The Ministry of Communication and Digital Economy has taken another swipe at Nigerian telcos, this time, over the automatic activation of voicemail services at the expense of subscribers. It has been one of the pills that Nigerian network users have to swallow in helpless silence.
The Minister of Communication and Digital Economy, Dr. Isa Ali Pantimi, has thus, in a statement issued on Thursday, and was signed by the spokesperson of the Honorable Minister, Mrs. Uwa Suleiman, directed all the telcos to halt the practice of voicemail by default. The statement says:
“The attention of the Honourable Minister of Communication and Digital Economy, has been drawn to the latest trend of financial exploitation by Mobile Network Operators (MNOs) in the country, through the automatic activation of the voicemail service on their platforms. Based on recent reports reaching the office, the practice has gained momentum in recent times.
“The voicemail services should be accessed at the discretion of the subscriber and not by default. The Honourable Minister finds it worrisome and totally unacceptable that telecoms subscribers incur financial charges, for a service they are compelled to use by default. Voicemail is not a popular service among mobile phone users in Nigeria, coupled with the language challenge among rural dwellers, who mostly do not understand the language deployed by these networks.
“It is apparent, that the recent clampdown on the exploitative activities of some Mobile Network Operators in the country, has beamed the searchlight on the sector properly, and some unpatriotic elements in the system are devicing subtly, ingenious methods of defrauding Nigerians. The Federal Ministry of Communications and Digital Economy under the current leadership of Dr. Isa Ali Ibrahim (Pantimi), will neither overlook any acts, regardless of how subtle, that undermine the Anti-corruption Crusade of president Muhammadu Buhari GCFR, nor condone any attempt to defraud Nigerians and indeed, all subscribers.
“In the light of this, Dr. Pantimi has issued a broad policy directive to the sector regulator, Nigerian Communication Commission (NCC), to immediately ensure that issues regarding automatic voicemails are addressed on all existing phone lines and the subscribers given the option of accessing the service via an activation code. It is our collective responsibility to ensure that the rights of consumers are protected, while providing a conducive business environment for mobile network operators, in line with global best practice.”
Nigerians complain that telcos have been enjoying exploitative services with a full measure of impunity; the automatic voicemail is just one of the many of their sharp practices which are against the international best practices.
In many other countries, the choice of activating voicemails is solely the subscriber’s, the mobile network operators only provide you with the needed instruction to set up your voicemail. For instance, a Vodafone subscriber in Australia, who wishes to set up a voicemail has to do so following a few steps: Dial 121 and follow the instructions which will be the following: selecting a voice security code for checking messages from another phone, recording your name for your standard greeting, setting your time zone by selecting your state.

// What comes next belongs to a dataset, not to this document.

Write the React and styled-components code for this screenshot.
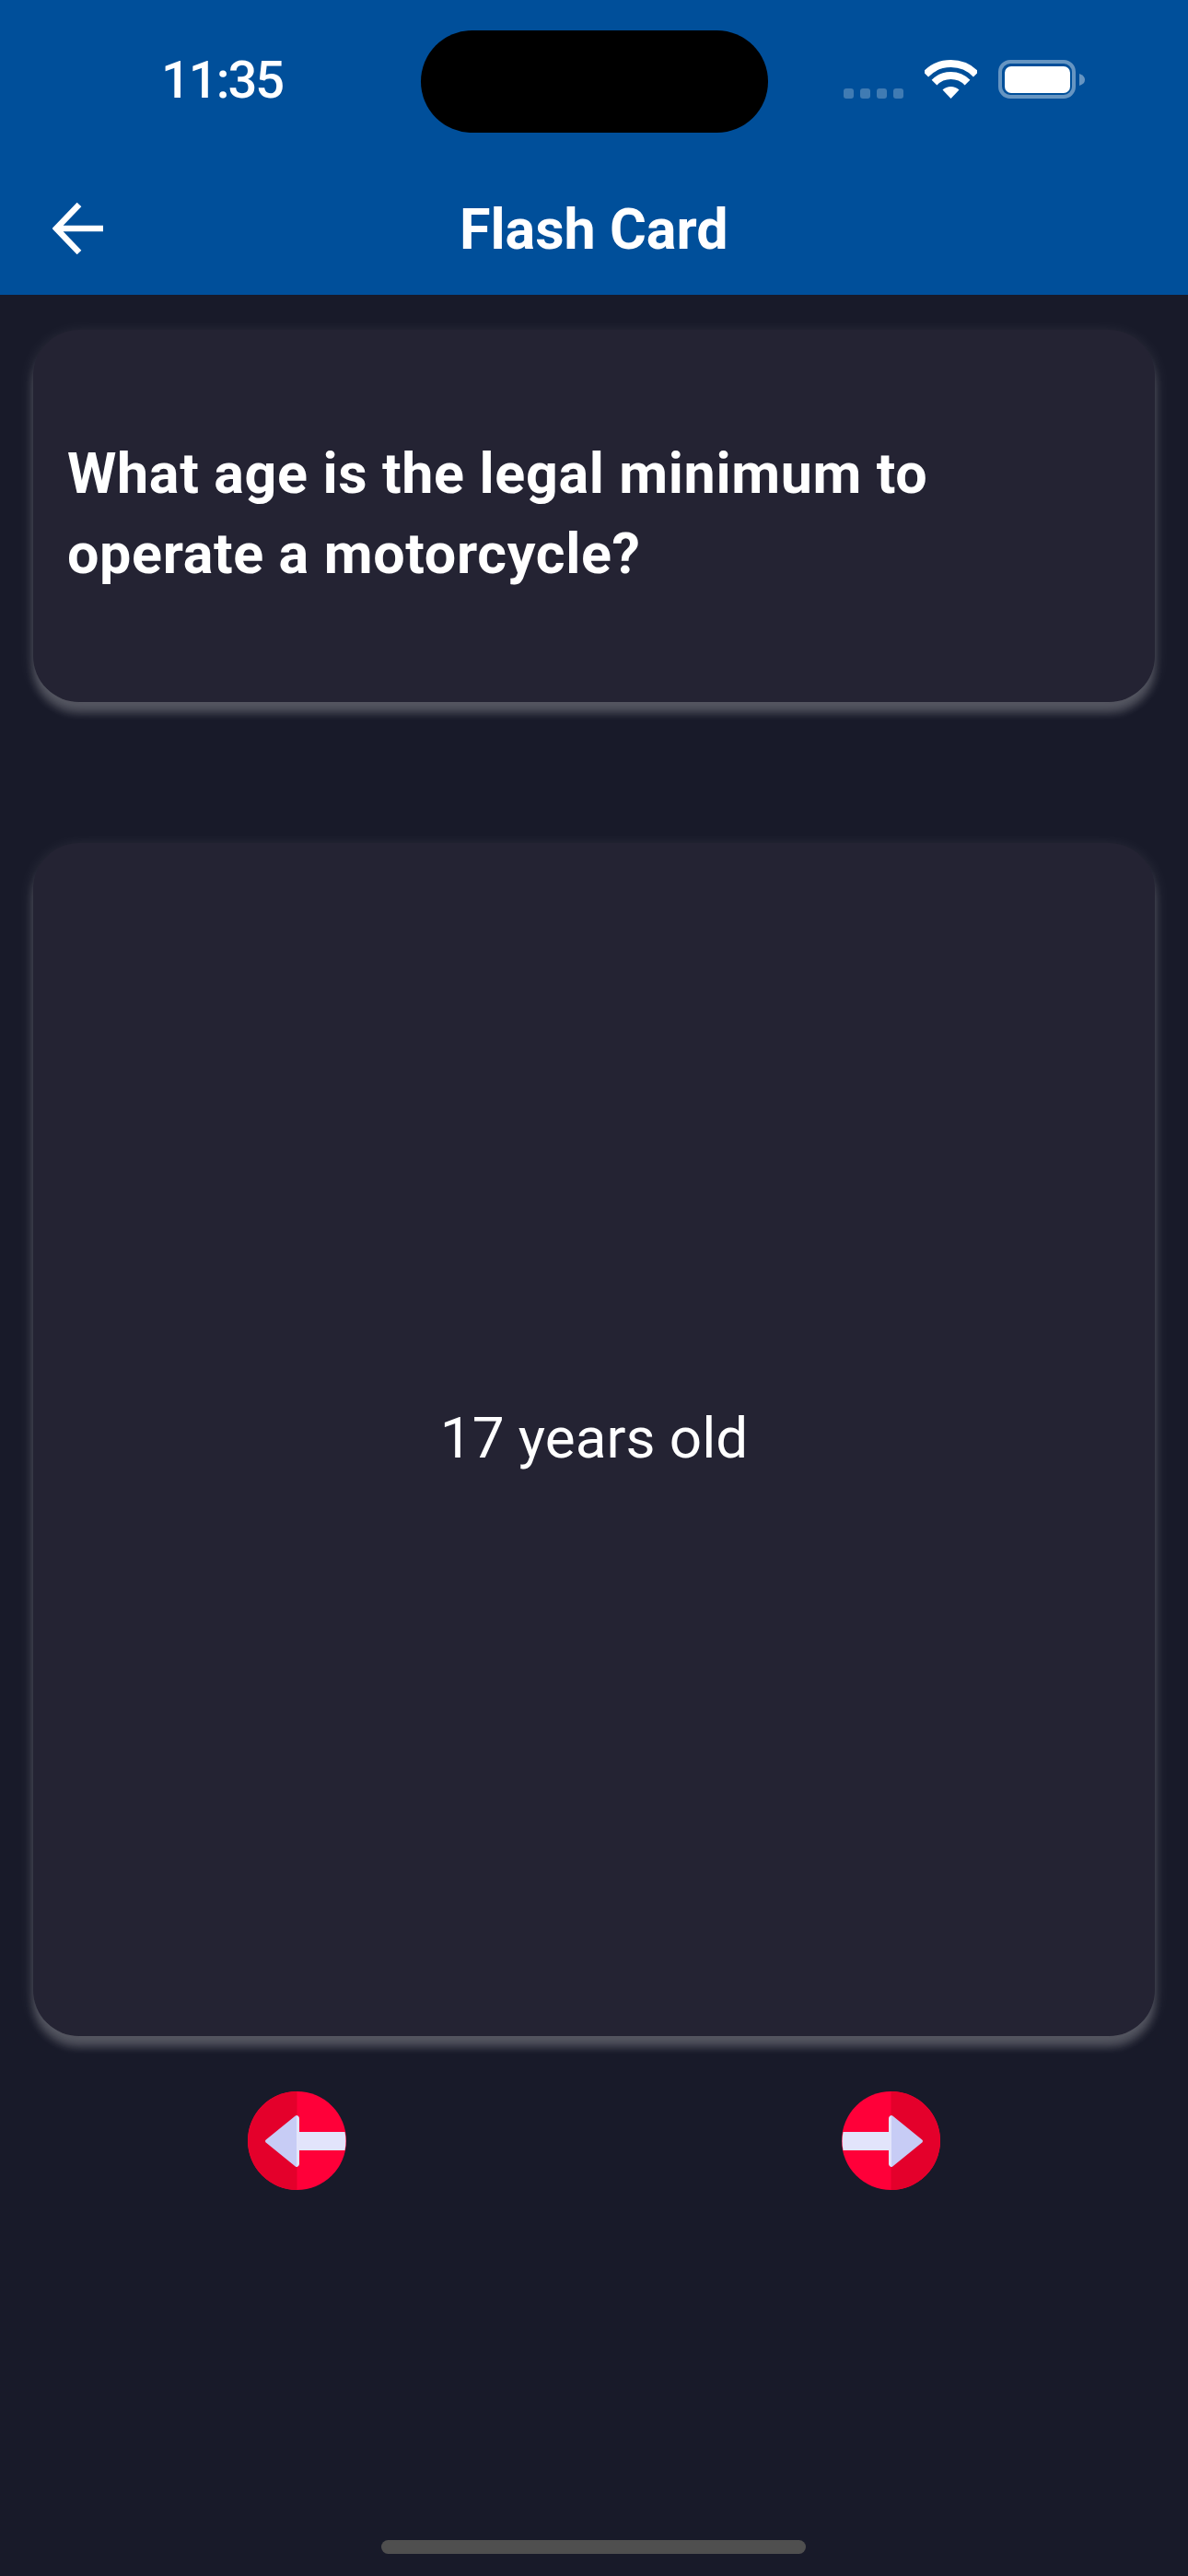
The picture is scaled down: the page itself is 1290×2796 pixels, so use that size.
import React from "react";
import styled, { createGlobalStyle } from "styled-components";

const GlobalStyle = createGlobalStyle`
  html, body {
    margin: 0;
    padding: 0;
    background: #181a29;
  }
  * {
    box-sizing: border-box;
  }
`;

const Screen = styled.div`
  position: relative;
  width: 1290px;
  height: 2796px;
  display: flex;
  flex-direction: column;
  background: #181a29;
  font-family: Roboto, "Noto Sans", sans-serif;
  color: #fff;
  overflow: hidden;
`;

const AppBar = styled.header`
  height: 320px;
  background: #004f9a;
  display: flex;
  flex-direction: column;
`;

const StatusBar = styled.div`
  height: 176px;
  padding-top: 33px;
  display: grid;
  grid-template-columns: 457px 377px 1fr;
`;

const Time = styled.div`
  padding-left: 175px;
  padding-top: 21px;
  font-family: Roboto, sans-serif;
  font-size: 56px;
  font-weight: 500;
  line-height: 66px;
  letter-spacing: -2px;
`;

const Island = styled.div`
  height: 111px;
  background: #000;
  border-radius: 56px;
`;

const StatusIcons = styled.div`
  padding: 32px 0 0 82px;
  display: flex;
  align-items: flex-start;
`;

const SignalDots = styled.div`
  display: flex;
  gap: 7px;
  margin: 31px 23px 0 0;
`;

const Dot = styled.span`
  width: 11px;
  height: 11px;
  border-radius: 3px;
  background: rgba(255, 255, 255, 0.25);
`;

const Battery = styled.svg`
  margin-left: 23px;
`;

const NavRow = styled.div`
  flex: 1;
  display: flex;
  align-items: center;
  padding-left: 57px;
`;

const BackIcon = styled.svg`
  display: block;
`;

const Title = styled.h1`
  margin: 2px 0 0 386px;
  width: 290px;
  font-size: 61px;
  font-weight: 700;
  line-height: 72px;
  white-space: nowrap;
`;

const Content = styled.main`
  flex: 1;
  padding: 38px 36px 0;
  display: flex;
  flex-direction: column;
`;

const Card = styled.section`
  height: ${(p) => p.$height}px;
  margin-bottom: ${(p) => p.$gap}px;
  background: #242333;
  border-radius: 50px;
  box-shadow: 0 5px 18px rgba(255, 255, 255, 0.12),
    0 12px 10px rgba(255, 255, 255, 0.2);
  display: flex;
  align-items: center;
  padding: 0 37px;
`;

const Question = styled.p`
  margin: 0 0 4px;
  font-size: 61px;
  font-weight: 700;
  line-height: 87px;
  letter-spacing: 0.65px;
`;

const Answer = styled.p`
  margin: 0 0 3px;
  width: 100%;
  text-align: center;
  font-size: 62px;
  font-weight: 400;
  line-height: 72px;
`;

const Controls = styled.div`
  margin: 0 -36px;
  display: grid;
  grid-template-columns: 1fr 1fr;
  justify-items: center;
`;

const RoundButton = styled.button`
  width: 107px;
  height: 107px;
  padding: 0;
  border: 0;
  background: none;
  display: block;
`;

const ArrowSvg = styled.svg`
  display: block;
  transform: ${(p) => (p.$flip ? "scaleX(-1)" : "none")};
`;

const HomeIndicator = styled.div`
  position: absolute;
  left: 414px;
  top: 2757px;
  width: 461px;
  height: 15px;
  border-radius: 8px;
  background: #4f4f4f;
`;

const Wifi = () => (
  <svg width="57" height="42" viewBox="0 0 57 42">
    <path d="M1.2 15.6A38 38 0 0 1 55.8 15.6" fill="none" stroke="#fff" strokeWidth="8" />
    <path d="M10.5 24.6A25 25 0 0 1 46.5 24.6" fill="none" stroke="#fff" strokeWidth="8" />
    <path d="M28.5 42L19.5 32.6A13 13 0 0 1 37.5 32.6Z" fill="#fff" />
  </svg>
);

const ArrowCircle = ({ flip }) => (
  <RoundButton>
    <ArrowSvg $flip={flip} width="107" height="107" viewBox="0 0 107 107">
      <circle cx="53.5" cy="53.5" r="53.5" fill="#ff0039" />
      <path d="M53.5 0A53.5 53.5 0 0 0 53.5 107Z" fill="#e4002b" />
      <path d="M53 44H105.5Q107.5 54 105.5 64H53Z" fill="#e2e4fb" />
      <path d="M53 28L21 54L53 80Z" fill="#c7ccf5" stroke="#c7ccf5" strokeWidth="4" strokeLinejoin="round" />
      <path d="M53 26.5Q56 26.5 56 29.5V78.5Q56 81.5 53 81.5Z" fill="#e2e4fb" />
    </ArrowSvg>
  </RoundButton>
);

export default function App() {
  return (
    <Screen>
      <GlobalStyle />
      <AppBar>
        <StatusBar>
          <Time>11:35</Time>
          <Island />
          <StatusIcons>
            <SignalDots>
              <Dot />
              <Dot />
              <Dot />
              <Dot />
            </SignalDots>
            <Wifi />
            <Battery width="94" height="42" viewBox="0 0 94 42">
              <rect x="2" y="2" width="80" height="38" rx="11" fill="none" stroke="rgba(255,255,255,0.4)" strokeWidth="4" />
              <rect x="7" y="7" width="71" height="29" rx="7" fill="#fff" />
              <path d="M88 15Q94 17 94 21.5Q94 26 88 28Z" fill="rgba(255,255,255,0.4)" />
            </Battery>
          </StatusIcons>
        </StatusBar>
        <NavRow>
          <BackIcon width="56" height="56" viewBox="0 0 56 56">
            <path d="M55 28H4M29 2L4 28L29 54" fill="none" stroke="#fff" strokeWidth="6.5" />
          </BackIcon>
          <Title>Flash Card</Title>
        </NavRow>
      </AppBar>
      <Content>
        <Card $height={404} $gap={153}>
          <Question>
            What age is the legal minimum to
            <br />
            operate a motorcycle?
          </Question>
        </Card>
        <Card $height={1295} $gap={60}>
          <Answer>17 years old</Answer>
        </Card>
        <Controls>
          <ArrowCircle />
          <ArrowCircle flip />
        </Controls>
      </Content>
      <HomeIndicator />
    </Screen>
  );
}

Once your voicemail is set up, you are required to stay on the line to personalize some of the options like switching your security code prompt on or off. You are further instructed on how to access your voicemail from your phone and from another phone, calling certain numbers with security code when you are accessing it from another phone.
This is an example of international best practices, but it is far from what is obtainable in Nigeria. As the communication minister noted, most Nigerian mobile phone users don’t know what voicemail is and they don’t care to know. Left to them, voicemail will never be activated. But they are the ones paying daily for it because it is on default, and will activate automatically once you try to reach unavailable subscriber.
The only warning comes in a monotone: “at the tone record your message.” Most of the people hearing that don’t really know what it means, in most cases, especially in the rural areas, they think the person they are calling have picked up, so they end up paying for the voicemail without knowing it. And the receiver will not be notified of any voicemail because he didn’t set up a voicemail and he doesn’t even know how to access it.
So the idea of voicemail by Nigerian telcos has been nothing but means of exploitation and Nigerians have been on the receiving end far too long.